──────── Data section

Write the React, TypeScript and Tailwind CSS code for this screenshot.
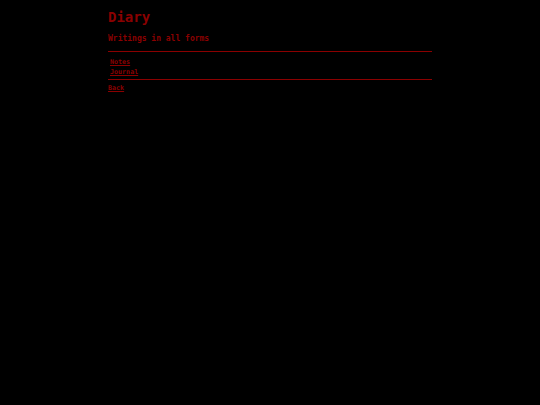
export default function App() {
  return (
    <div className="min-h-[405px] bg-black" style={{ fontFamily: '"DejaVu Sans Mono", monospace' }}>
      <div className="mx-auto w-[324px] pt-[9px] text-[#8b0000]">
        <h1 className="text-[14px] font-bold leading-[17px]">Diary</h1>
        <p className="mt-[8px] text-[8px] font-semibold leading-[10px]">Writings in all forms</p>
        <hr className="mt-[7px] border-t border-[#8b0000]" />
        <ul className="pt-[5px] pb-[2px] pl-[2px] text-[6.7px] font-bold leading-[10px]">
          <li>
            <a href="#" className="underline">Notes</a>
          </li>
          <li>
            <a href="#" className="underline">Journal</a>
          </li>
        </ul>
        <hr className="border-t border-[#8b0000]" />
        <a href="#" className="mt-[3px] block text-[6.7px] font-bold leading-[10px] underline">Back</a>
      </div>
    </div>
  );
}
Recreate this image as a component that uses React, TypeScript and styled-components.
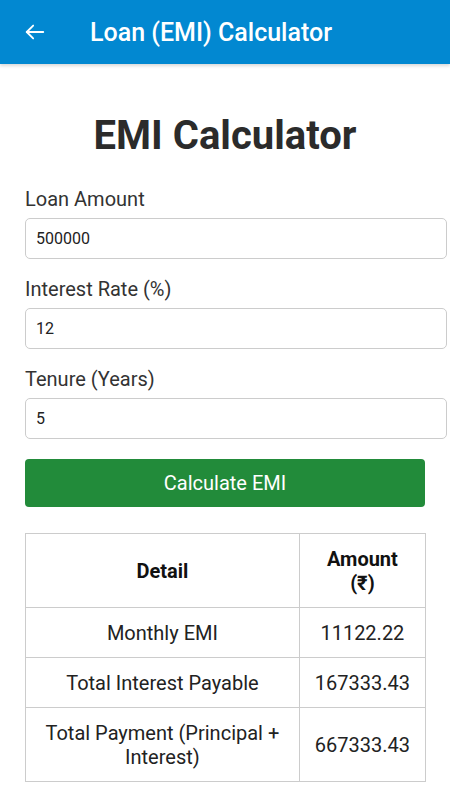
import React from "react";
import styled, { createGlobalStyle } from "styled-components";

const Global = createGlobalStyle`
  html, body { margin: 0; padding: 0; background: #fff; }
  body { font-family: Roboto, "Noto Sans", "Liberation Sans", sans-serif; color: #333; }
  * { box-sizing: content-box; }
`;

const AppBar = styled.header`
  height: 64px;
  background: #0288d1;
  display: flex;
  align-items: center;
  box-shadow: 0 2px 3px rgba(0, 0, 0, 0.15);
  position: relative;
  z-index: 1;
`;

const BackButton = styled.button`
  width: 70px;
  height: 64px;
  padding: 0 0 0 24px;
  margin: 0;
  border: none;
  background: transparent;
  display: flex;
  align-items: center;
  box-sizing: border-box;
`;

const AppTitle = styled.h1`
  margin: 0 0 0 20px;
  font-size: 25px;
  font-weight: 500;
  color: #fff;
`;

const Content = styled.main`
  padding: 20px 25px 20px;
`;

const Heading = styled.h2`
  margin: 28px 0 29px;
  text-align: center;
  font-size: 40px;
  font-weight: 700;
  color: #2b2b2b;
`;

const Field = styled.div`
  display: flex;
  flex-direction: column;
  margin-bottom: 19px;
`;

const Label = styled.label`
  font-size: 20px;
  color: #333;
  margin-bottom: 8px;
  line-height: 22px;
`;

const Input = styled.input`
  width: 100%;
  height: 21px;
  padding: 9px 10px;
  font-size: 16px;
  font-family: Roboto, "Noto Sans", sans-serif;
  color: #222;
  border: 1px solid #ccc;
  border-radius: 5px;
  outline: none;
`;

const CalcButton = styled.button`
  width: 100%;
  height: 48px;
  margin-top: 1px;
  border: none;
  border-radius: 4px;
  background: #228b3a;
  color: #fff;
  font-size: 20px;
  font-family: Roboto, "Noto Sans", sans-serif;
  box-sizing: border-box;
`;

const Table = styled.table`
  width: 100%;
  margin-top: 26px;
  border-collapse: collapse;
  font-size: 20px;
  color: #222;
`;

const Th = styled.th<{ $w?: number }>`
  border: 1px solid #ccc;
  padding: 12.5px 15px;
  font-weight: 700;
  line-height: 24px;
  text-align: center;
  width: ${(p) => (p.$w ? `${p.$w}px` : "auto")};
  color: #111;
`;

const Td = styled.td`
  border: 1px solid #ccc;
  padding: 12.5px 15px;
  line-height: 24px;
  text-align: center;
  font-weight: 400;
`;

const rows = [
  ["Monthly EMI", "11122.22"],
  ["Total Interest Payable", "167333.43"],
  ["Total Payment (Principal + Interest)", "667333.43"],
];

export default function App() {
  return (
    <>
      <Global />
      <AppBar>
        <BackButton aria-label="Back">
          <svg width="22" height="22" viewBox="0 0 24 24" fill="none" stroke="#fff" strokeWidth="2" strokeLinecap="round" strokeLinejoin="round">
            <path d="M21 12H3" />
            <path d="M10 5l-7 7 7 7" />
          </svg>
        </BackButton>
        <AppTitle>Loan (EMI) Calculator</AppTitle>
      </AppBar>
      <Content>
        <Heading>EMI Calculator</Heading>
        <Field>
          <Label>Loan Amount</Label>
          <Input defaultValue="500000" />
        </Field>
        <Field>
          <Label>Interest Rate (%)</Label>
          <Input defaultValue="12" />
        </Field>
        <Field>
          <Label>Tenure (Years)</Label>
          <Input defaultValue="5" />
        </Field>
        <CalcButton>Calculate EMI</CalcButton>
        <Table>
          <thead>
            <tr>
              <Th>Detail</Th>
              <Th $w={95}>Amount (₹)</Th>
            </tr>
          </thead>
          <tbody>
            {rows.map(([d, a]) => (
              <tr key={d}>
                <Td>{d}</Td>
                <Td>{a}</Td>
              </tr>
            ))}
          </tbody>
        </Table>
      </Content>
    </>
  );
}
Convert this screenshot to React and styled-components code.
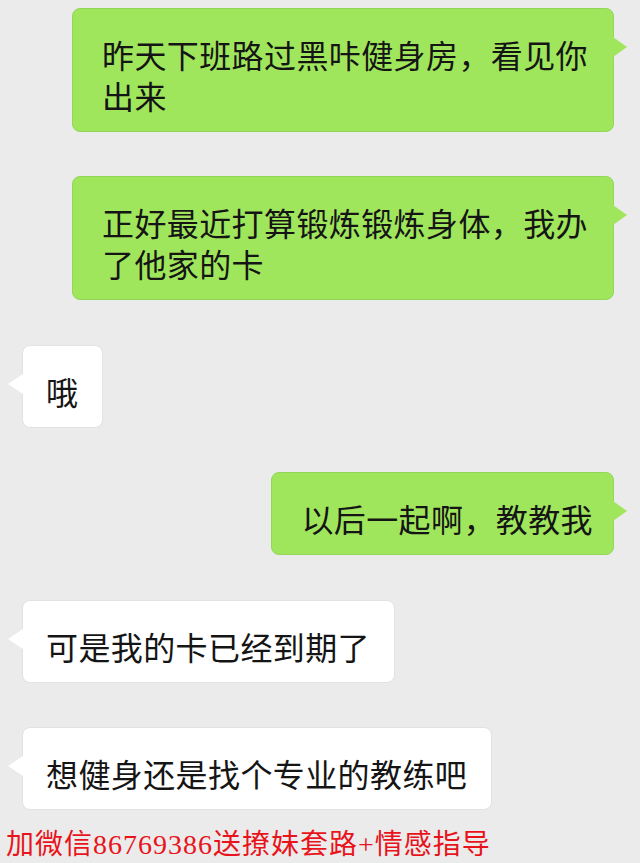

────────────────

● Stated problem
List all lines where "this" occurs.

● The result
Write the React, TypeScript and Tailwind CSS code for this screenshot.
Recreate this image as a component that uses React, TypeScript and styled-components.
Convert this screenshot to React and styled-components code.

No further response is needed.